Dos à dos, sang pour sang
L’autre singularité de La colline a des yeux, qui le distingue de son prédécesseur, ce sont évidemment ses « monstres ». Si La Dernière Maison sur la gauche mettait aux prises l’illusion d’honnêteté américaine avec une bande de marginaux somme toute ordinairement sinistres, Craven peuple ici ses collines d’une véritable famille de croquemitaines. Grotesques caricatures de survivalistes maîtrisant leur territoire, tous affublés de trognes déformées dont on ne sait trop s’ils les doivent à leur consanguinité (avérée) ou à la radioactivité de la région, ils semblent ostensiblement sortis d’un horrible conte local, voire d’origine plus reculée encore si l’on se réfère à leurs prénoms inspirés de dieux romains (le patriarche s’appelle Jupiter !). On est même tenté de voir une autre inspiration mythologique quand leur première victime humaine du film n’est autre que le père renégat de Jupiter, alors que le vieillard vient à peine de conter sa tragique histoire — scène par ailleurs captivante par ses accents de narration gothique, que nous rappelle ce personnage qui, sitôt lâchées ses confidences terrifiantes, est brutalement emporté dans la nuit.
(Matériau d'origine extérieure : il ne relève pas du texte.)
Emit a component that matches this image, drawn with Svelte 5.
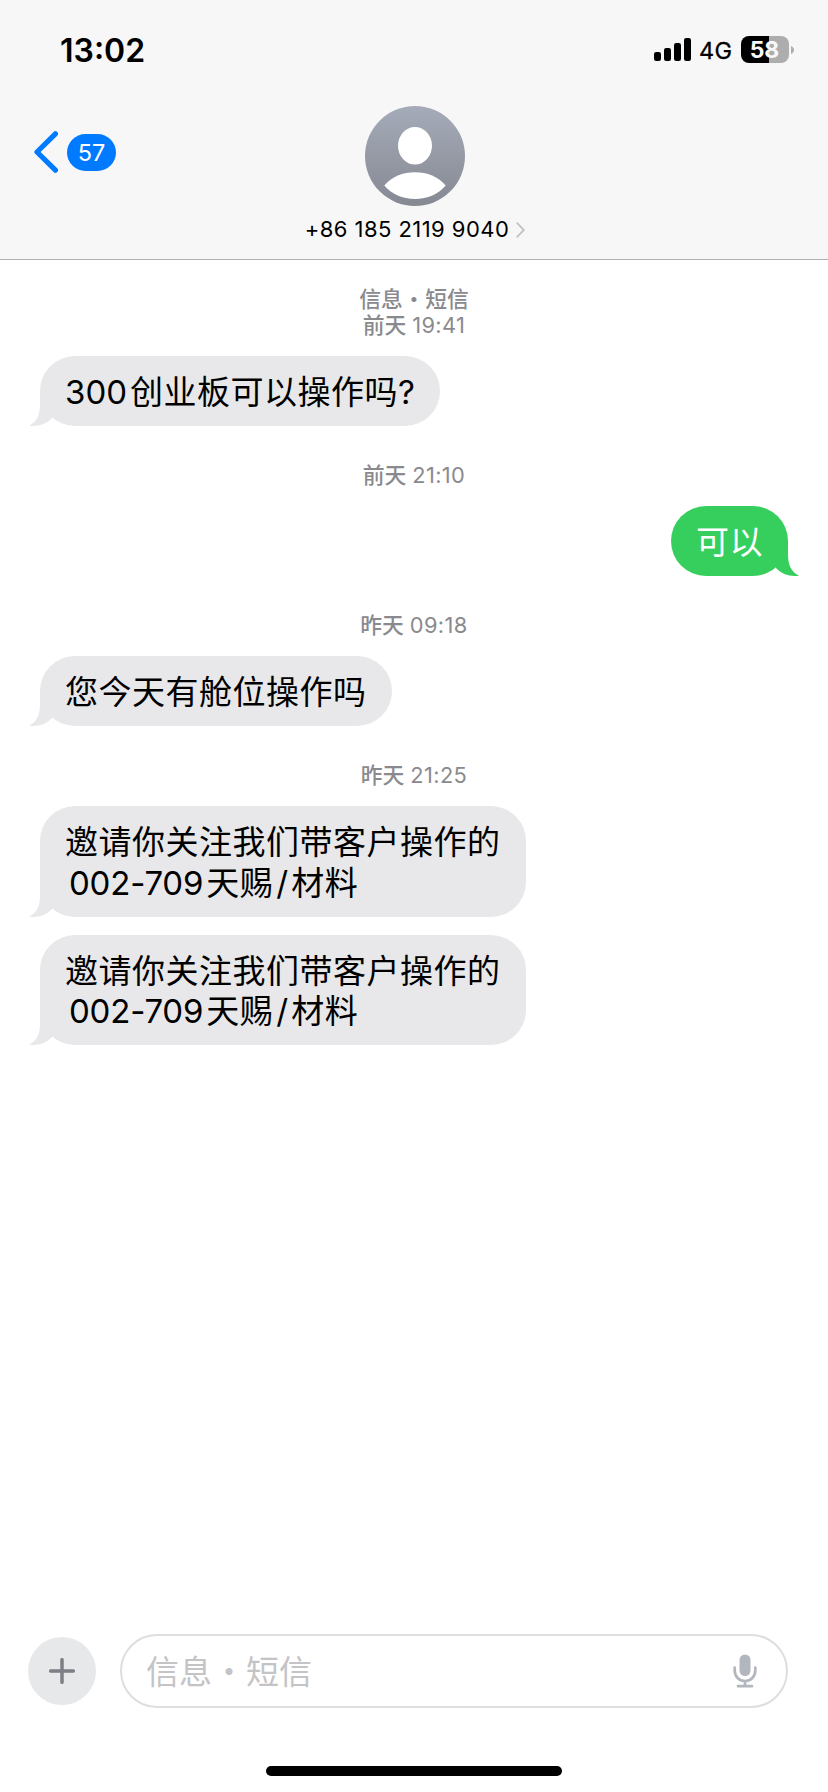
<script lang="ts">
  type Run = { text: string; latin?: boolean; cls?: string };
  type Bubble = { from: "me" | "them"; lines: Run[][] };
  type Group = { service?: string; day: string; time: string; bubbles: Bubble[] };

  const invite: Bubble = {
    from: "them",
    lines: [
      [{ text: "邀请你关注我们带客户操作的" }],
      [
        { text: "002-709", latin: true, cls: "code" },
        { text: "天赐" },
        { text: "/", latin: true, cls: "slash" },
        { text: "材料" },
      ],
    ],
  };

  const groups: Group[] = [
    {
      service: "信息 • 短信",
      day: "前天",
      time: "19:41",
      bubbles: [
        {
          from: "them",
          lines: [
            [
              { text: "300", latin: true, cls: "lead" },
              { text: "创业板可以操作吗" },
              { text: "?", latin: true },
            ],
          ],
        },
      ],
    },
    {
      day: "前天",
      time: "21:10",
      bubbles: [{ from: "me", lines: [[{ text: "可以" }]] }],
    },
    {
      day: "昨天",
      time: "09:18",
      bubbles: [{ from: "them", lines: [[{ text: "您今天有舱位操作吗" }]] }],
    },
    { day: "昨天", time: "21:25", bubbles: [invite, invite] },
  ];

  // bar heights of the signal meter, weakest first
  const bars = [9, 13, 18, 23];
</script>

<div class="screen">
  <header>
    <div class="status">
      <span class="clock">13:02</span>
      <div class="indicators">
        <svg class="signal" width="37" height="23" viewBox="0 0 37 23">
          {#each bars as h, i}
            <rect x={i * 10} y={23 - h} width="7" height={h} rx="2.2" />
          {/each}
        </svg>
        <span class="network">4G</span>
        <div class="battery">
          <span class="level">58</span>
        </div>
        <svg class="nub" width="3" height="8" viewBox="0 0 3 8">
          <path d="M0 0C2 .8 3 2.3 3 4S2 7.2 0 8Z" fill="#adadad" />
        </svg>
      </div>
    </div>

    <div class="nav">
      <button class="back" aria-label="back">
        <svg width="24" height="42" viewBox="0 0 24 42">
          <path
            d="M21.4 2.8L3 21l18.4 18.2"
            fill="none"
            stroke="#007aff"
            stroke-width="5.2"
            stroke-linecap="round"
            stroke-linejoin="round"
          />
        </svg>
        <span class="unread">57</span>
      </button>

      <div class="contact">
        <svg width="100" height="100" viewBox="0 0 100 100">
          <defs>
            <linearGradient id="avatar" x1="0" y1="0" x2="0" y2="1">
              <stop offset="0" stop-color="#a5abb9" />
              <stop offset="1" stop-color="#858992" />
            </linearGradient>
          </defs>
          <circle cx="50" cy="50" r="50" fill="url(#avatar)" />
          <ellipse cx="50" cy="39.8" rx="17" ry="18.8" fill="#fff" />
          <path
            d="M19.3 79.6C26.5 70.5 38 66.2 50 66.2S73.5 70.5 80.7 79.6C73.5 88.3 62.5 93 50 93S26.5 88.3 19.3 79.6Z"
            fill="#fff"
          />
        </svg>
        <div class="number">
          <span>+86 185 2119 9040</span>
          <svg width="9" height="16" viewBox="0 0 9 16">
            <path
              d="M1.2 1.2L7.8 8L1.2 14.8"
              fill="none"
              stroke="#c4c4c6"
              stroke-width="1.9"
              stroke-linecap="round"
              stroke-linejoin="round"
            />
          </svg>
        </div>
      </div>
    </div>
  </header>

  <main>
    {#each groups as group}
      <section>
        <div class="stamp">
          {#if group.service}<div class="service">{group.service}</div>{/if}
          <div>{group.day} <span class="time">{group.time}</span></div>
        </div>
        <div class="stack">
          {#each group.bubbles as bubble}
            <div class="bubble {bubble.from}">
              {#each bubble.lines as line}
                <div class="line">
                  {#each line as run}<span class={run.cls} class:latin={run.latin}>{run.text}</span>{/each}
                </div>
              {/each}
              <svg class="tail" width="26" height="36" viewBox="0 0 26 36">
                <path d="M11 0V14C11 24 8.5 31.5 0 35.7C9 37 17.5 34 23 28L26 0Z" />
              </svg>
            </div>
          {/each}
        </div>
      </section>
    {/each}
  </main>

  <footer>
    <div class="compose">
      <button class="add" aria-label="add">
        <svg width="26" height="26" viewBox="0 0 26 26">
          <path d="M13 1.7V24.3M1.7 13H24.3" stroke="#7e7e85" stroke-width="3.5" stroke-linecap="round" />
        </svg>
      </button>
      <div class="field">
        <span class="placeholder">信息 • 短信</span>
        <svg width="24" height="34" viewBox="0 0 24 34">
          <rect x="6.5" y="0.5" width="11" height="21.5" rx="5.5" fill="#b2b6bd" />
          <path
            d="M1.7 13.5V16.5C1.7 22.6 6 27 12 27S22.3 22.6 22.3 16.5V13.5M12 27V32M5 32.2H19"
            fill="none"
            stroke="#b2b6bd"
            stroke-width="2.7"
            stroke-linecap="round"
          />
        </svg>
      </div>
    </div>
    <div class="home"></div>
  </footer>
</div>

<style>
  :global(body) {
    margin: 0;
    background: #fff;
  }

  .screen {
    display: flex;
    flex-direction: column;
    width: 828px;
    height: 1792px;
    background: #fff;
    color: #000;
    font-family: Inter, "Noto Sans CJK SC", sans-serif;
    overflow: hidden;
  }

  button {
    border: 0;
    padding: 0;
    background: none;
    font: inherit;
  }

  svg {
    display: block;
    flex: none;
  }

  header {
    box-sizing: border-box;
    height: 260px;
    background: #f7f7f7;
    border-bottom: 1px solid #b0b0b1;
  }

  .status {
    display: flex;
    justify-content: space-between;
    align-items: center;
    height: 99px;
    padding: 0 34px 0 60px;
  }

  .clock {
    margin-top: 1px;
    font-size: 32px;
    font-weight: 600;
    letter-spacing: 0;
  }

  .indicators {
    display: flex;
    align-items: center;
  }

  .network {
    width: 32px;
    margin: 2px 10px 0 8px;
    font-size: 23.5px;
    line-height: 28px;
    letter-spacing: 0.4px;
    -webkit-text-stroke: 0.3px #000;
  }

  .battery {
    display: flex;
    justify-content: center;
    align-items: center;
    width: 48px;
    height: 27px;
    border-radius: 8px;
    background: linear-gradient(to right, #000 28px, #adadad 28px);
  }

  .level {
    margin: 1px 1px 0 0;
    color: #f9f9f9;
    font-size: 23px;
    font-weight: 700;
    line-height: 27px;
  }

  .nub {
    margin-left: 2px;
  }

  .nav {
    display: grid;
    grid-template-columns: 1fr auto 1fr;
    padding: 7px 34px 0;
  }

  .back {
    display: flex;
    align-items: center;
    gap: 9px;
    height: 42px;
    margin-top: 25px;
  }

  .unread {
    width: 49px;
    height: 37px;
    border-radius: 19px;
    background: #007aff;
    color: #fff;
    font-size: 23.5px;
    line-height: 37px;
    text-align: center;
  }

  .contact {
    display: flex;
    flex-direction: column;
    align-items: center;
    margin-left: 2px;
  }

  .number {
    display: flex;
    align-items: center;
    gap: 7px;
    margin-top: 10px;
    font-size: 22px;
    line-height: 27px;
    letter-spacing: 0.45px;
  }

  main {
    flex: 1;
    padding: 25px 40px 0;
  }

  section {
    margin-bottom: 35px;
  }

  .stamp {
    margin-bottom: 19px;
    color: #8a8a8e;
    font-family: "Noto Sans CJK SC", sans-serif;
    font-size: 21.8px;
    font-weight: 500;
    line-height: 26px;
    text-align: center;
  }

  .service,
  .placeholder {
    word-spacing: -0.21em;
  }

  .time {
    margin-left: 1px;
    font-family: Inter, sans-serif;
    font-weight: 400;
    line-height: 1;
    letter-spacing: 0.4px;
  }

  .stack {
    display: flex;
    flex-direction: column;
    gap: 18px;
  }

  .bubble {
    position: relative;
    align-self: flex-start;
    padding: 14px 25px 15.5px;
    border-radius: 35px;
    background: #e8e8ea;
    fill: #e8e8ea;
  }

  .bubble.me {
    align-self: flex-end;
    background: #36cf5d;
    fill: #36cf5d;
    color: #fff;
  }

  .line {
    font-family: "Noto Sans CJK SC", sans-serif;
    font-size: 33px;
    line-height: 40.5px;
    letter-spacing: 0.5px;
    white-space: nowrap;
  }

  .latin {
    font-family: Inter, sans-serif;
    line-height: 1;
    letter-spacing: 0;
  }

  .lead {
    margin-right: 3px;
  }

  .code {
    margin: 0 3px 0 4px;
    letter-spacing: -0.2px;
  }

  .slash {
    margin: 0 3px;
  }

  .tail {
    position: absolute;
    left: -11px;
    bottom: 0;
  }

  .me .tail {
    left: auto;
    right: -11px;
    transform: scaleX(-1);
  }

  .compose {
    display: flex;
    align-items: center;
    gap: 24px;
    padding: 0 40px 0 28px;
  }

  .add {
    display: flex;
    justify-content: center;
    align-items: center;
    width: 68px;
    height: 68px;
    border-radius: 50%;
    background: #e6e8ea;
  }

  .field {
    box-sizing: border-box;
    flex: 1;
    display: flex;
    justify-content: space-between;
    align-items: center;
    height: 74px;
    padding: 0 29px 0 24px;
    border: 2px solid #dedede;
    border-radius: 37px;
    color: #c4c4c6;
    font-family: "Noto Sans CJK SC", sans-serif;
    font-size: 33px;
    line-height: 41px;
  }

  .placeholder {
    margin-bottom: 2px;
  }

  .home {
    width: 296px;
    height: 10px;
    margin: 58px auto 16px;
    border-radius: 5px;
    background: #000;
  }
</style>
Et pourtant, si Craven se réfère sur le papier à certains traditions du conte (jusqu’à nommer les chiennes des Carter « Belle » et « Bête » !) avec l’air de vouloir élever ses croquemitaines au rang du mythe, il choisit rarement de les filmer comme tels. Le film surprend en ce qu’il adopte rapidement les points de vue des deux familles, proies et chasseurs. En particulier, il ne rechigne pas à mettre en scène Jupiter et les siens dans leur milieu de vie et dans tout leur grotesque, telle une sinistre famille Pierrafeu de cartoon où l’on semble passer beaucoup de temps à s’invectiver pour que chacun tienne son rôle dans la communauté. L’approche, qui peut paraître peu respectueuse d’une certaine tradition de l’épouvante, rappelle cependant le souvenir du traitement semblable de l’horrible famille de psychopathes dans Massacre à la tronçonneuse (1974), dérision du cercle familial autant que source d’effroi. À ceci près que Craven n’a de toute évidence pas la même conviction humoristique que Tobe Hooper, ni la même empathie envers ses personnages (victimes comme tueurs). Il y a une certaine distance dans sa représentation des individus : les Carter, avec leurs vagues personnalités, leurs tracas d’avant les agressions et les jeux plutôt schématiques de leurs interprètes, ne suscitent pas tant d’attachement que cela, malgré la sympathie que leurs statuts de victimes pourraient leur conférer ; quant au clan de Jupiter, son exhibition en atténue le côté monstrueux, mais en contrepartie la dimension comique révélée paraît trop fruste pour caractériser le film — tout au plus rend-elle la réaction des Carter encore plus glaçante. Si Craven s’intéresse aux personnages de ce film en tant que tels, ce semble avant tout sur un plan intellectuel, pour les idées qu’il peut faire porter sur leurs figures (des réminiscences perverties de contes pour les uns, les symptômes du doute social pour les autres). Et c’est presque froidement qu’il envoie tout ce monde à la boucherie — intéressant paradoxe, tandis que la frontalité pensée de sa représentation de la violence en dit long et sincèrement sur la façon dont certaines images de brutalités réelles ont marqué son envie de cinéma.